## Begin Dataset content

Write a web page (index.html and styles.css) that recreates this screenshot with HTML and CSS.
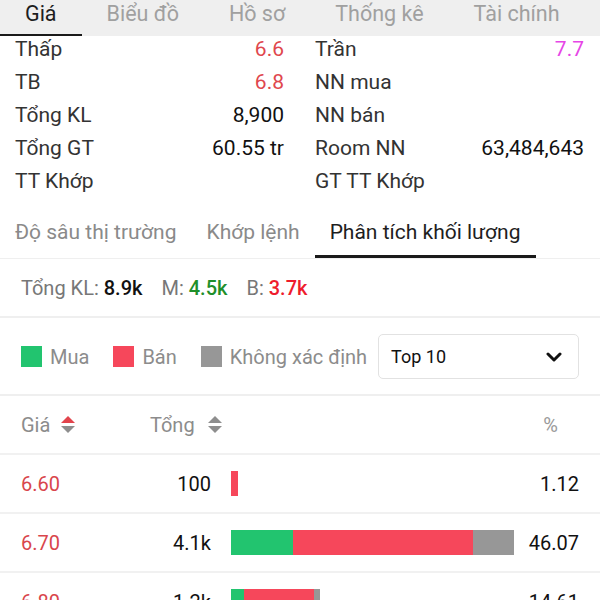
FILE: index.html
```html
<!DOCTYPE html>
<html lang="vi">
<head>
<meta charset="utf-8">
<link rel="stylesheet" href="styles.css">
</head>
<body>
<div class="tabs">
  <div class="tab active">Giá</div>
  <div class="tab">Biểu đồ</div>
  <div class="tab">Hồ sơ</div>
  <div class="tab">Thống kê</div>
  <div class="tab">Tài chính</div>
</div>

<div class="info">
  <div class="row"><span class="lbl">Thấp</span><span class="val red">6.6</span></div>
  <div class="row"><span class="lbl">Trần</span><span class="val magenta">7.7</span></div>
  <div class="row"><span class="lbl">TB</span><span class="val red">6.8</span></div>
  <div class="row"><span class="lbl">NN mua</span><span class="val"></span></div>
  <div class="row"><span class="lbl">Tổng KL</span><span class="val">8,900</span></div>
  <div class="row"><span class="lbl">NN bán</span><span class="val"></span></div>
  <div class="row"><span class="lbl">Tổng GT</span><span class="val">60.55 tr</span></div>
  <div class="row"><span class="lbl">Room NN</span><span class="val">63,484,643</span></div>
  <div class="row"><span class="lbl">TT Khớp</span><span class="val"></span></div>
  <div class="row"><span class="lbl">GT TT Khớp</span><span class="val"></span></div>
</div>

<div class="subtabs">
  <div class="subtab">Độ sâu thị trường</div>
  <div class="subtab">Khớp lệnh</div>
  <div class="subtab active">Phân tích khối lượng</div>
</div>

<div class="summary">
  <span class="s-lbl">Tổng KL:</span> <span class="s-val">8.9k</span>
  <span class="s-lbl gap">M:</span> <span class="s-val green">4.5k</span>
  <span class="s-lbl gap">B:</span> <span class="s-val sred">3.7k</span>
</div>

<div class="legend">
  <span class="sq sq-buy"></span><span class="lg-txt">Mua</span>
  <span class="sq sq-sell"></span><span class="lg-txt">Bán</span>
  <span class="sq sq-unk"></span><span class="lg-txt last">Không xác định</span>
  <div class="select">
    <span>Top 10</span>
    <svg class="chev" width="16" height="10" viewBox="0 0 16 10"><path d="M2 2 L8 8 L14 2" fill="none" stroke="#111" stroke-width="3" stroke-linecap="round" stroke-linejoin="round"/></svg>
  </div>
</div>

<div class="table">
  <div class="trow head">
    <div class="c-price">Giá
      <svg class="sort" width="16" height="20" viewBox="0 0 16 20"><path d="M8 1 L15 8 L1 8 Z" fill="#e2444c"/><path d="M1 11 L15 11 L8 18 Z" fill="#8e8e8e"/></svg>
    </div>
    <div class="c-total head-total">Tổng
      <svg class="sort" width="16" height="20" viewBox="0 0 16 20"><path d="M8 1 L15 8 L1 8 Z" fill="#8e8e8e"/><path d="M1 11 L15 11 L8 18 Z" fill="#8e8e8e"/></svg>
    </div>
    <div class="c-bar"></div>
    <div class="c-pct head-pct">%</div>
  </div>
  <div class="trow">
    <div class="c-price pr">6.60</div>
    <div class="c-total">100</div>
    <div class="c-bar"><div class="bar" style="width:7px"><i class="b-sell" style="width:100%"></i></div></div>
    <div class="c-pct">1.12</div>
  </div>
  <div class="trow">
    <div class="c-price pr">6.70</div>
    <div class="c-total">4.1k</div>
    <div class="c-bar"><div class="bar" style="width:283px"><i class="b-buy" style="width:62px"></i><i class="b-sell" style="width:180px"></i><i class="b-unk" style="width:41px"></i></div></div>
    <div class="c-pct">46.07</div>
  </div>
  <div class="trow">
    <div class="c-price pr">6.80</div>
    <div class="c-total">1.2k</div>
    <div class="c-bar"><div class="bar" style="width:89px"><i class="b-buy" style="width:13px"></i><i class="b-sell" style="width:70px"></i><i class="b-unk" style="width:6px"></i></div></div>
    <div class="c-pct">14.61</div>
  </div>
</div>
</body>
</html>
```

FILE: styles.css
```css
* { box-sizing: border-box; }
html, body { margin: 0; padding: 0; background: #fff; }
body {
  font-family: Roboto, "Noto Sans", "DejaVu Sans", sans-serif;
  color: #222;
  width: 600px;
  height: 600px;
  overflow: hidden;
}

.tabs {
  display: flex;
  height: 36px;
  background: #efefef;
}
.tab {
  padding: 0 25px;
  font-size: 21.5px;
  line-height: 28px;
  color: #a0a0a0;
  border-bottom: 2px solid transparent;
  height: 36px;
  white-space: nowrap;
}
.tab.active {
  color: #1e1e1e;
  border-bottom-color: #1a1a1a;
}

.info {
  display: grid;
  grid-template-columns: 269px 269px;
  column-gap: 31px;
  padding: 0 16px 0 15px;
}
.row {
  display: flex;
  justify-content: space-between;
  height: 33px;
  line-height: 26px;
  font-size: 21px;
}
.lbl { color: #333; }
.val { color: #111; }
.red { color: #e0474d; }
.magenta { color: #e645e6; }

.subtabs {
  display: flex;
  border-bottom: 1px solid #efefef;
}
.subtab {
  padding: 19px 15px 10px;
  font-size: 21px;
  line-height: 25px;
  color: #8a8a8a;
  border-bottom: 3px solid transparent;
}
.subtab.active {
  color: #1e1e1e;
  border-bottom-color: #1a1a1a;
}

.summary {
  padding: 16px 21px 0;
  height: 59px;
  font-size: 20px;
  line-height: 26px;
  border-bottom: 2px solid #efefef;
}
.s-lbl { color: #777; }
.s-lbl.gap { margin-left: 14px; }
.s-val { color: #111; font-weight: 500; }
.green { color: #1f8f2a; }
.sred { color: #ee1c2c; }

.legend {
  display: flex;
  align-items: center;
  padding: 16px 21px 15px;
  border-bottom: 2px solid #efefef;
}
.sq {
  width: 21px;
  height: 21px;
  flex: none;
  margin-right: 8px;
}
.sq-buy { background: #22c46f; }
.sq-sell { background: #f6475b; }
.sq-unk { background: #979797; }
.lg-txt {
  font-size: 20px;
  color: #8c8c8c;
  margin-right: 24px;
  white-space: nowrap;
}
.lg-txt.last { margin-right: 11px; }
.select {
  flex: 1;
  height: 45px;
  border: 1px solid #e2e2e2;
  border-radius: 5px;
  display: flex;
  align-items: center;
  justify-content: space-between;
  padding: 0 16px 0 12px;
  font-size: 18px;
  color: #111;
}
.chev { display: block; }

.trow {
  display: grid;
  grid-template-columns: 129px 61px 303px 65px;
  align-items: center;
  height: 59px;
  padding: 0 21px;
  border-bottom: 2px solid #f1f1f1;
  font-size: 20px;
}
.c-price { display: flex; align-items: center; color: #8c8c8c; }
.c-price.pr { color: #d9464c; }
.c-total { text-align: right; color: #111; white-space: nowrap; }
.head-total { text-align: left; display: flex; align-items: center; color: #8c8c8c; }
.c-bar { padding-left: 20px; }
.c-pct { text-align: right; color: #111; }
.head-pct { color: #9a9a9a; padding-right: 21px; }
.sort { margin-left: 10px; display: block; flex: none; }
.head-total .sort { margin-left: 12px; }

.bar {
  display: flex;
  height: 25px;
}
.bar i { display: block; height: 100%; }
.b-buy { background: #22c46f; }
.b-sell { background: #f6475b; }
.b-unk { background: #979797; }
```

## End Dataset content
## Begin Dataset content

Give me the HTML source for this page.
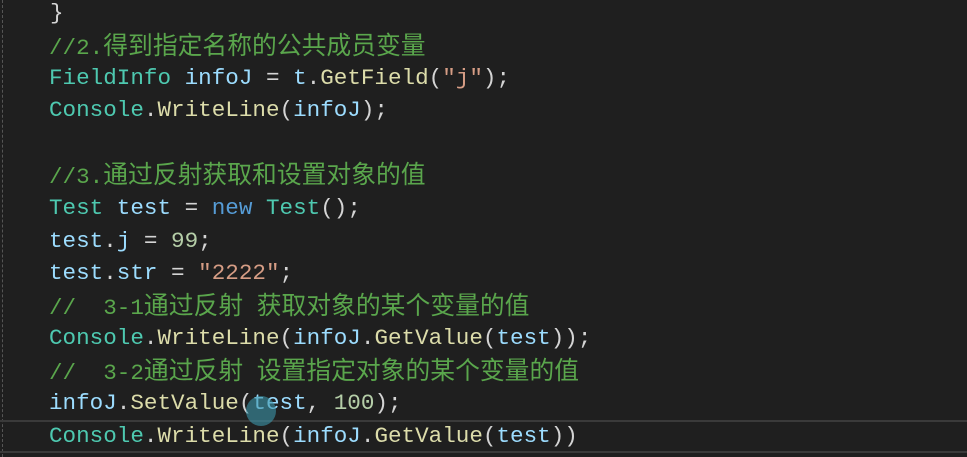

## End Dataset content
## Begin Dataset content

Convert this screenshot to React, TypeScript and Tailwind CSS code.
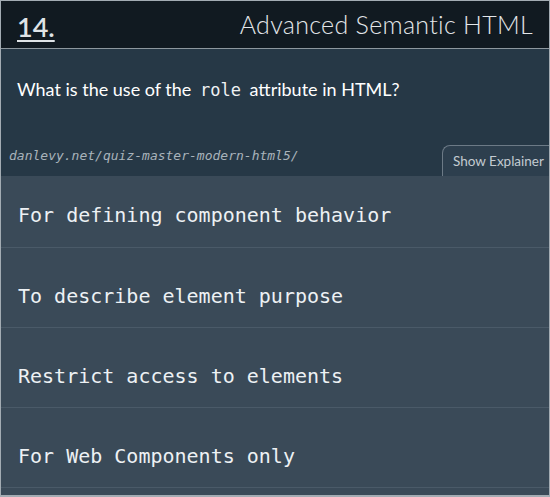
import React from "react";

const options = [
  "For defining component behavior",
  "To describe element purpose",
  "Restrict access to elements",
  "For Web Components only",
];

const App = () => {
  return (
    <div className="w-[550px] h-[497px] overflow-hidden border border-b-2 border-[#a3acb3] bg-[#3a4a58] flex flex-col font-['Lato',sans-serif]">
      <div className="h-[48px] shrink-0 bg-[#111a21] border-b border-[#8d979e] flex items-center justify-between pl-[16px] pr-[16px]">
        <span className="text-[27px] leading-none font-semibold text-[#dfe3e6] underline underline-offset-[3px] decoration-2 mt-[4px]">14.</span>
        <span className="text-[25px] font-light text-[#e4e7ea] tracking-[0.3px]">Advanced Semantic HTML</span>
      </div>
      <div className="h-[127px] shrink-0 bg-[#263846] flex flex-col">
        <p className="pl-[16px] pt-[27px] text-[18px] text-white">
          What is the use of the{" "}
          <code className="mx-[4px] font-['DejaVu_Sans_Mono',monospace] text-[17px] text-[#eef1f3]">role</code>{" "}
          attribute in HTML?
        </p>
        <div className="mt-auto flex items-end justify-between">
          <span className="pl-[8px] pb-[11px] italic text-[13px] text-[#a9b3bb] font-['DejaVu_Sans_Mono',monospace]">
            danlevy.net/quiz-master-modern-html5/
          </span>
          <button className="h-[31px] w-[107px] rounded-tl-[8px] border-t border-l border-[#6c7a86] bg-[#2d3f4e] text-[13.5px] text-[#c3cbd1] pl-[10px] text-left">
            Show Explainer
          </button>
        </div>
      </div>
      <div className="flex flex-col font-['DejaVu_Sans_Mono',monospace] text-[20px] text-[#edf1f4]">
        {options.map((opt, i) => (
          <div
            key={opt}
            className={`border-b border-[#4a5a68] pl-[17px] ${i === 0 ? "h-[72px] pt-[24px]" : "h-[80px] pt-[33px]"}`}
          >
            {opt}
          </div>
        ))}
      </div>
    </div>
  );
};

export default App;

## End Dataset content

◆ **Goal of the exercise**:
Look for "code" and pull out every line that has it.

◆ **Solution to this problem**:
Convert this screenshot to React, TypeScript and Tailwind CSS code.
          <code className="mx-[4px] font-['DejaVu_Sans_Mono',monospace] text-[17px] text-[#eef1f3]">role</code>{" "}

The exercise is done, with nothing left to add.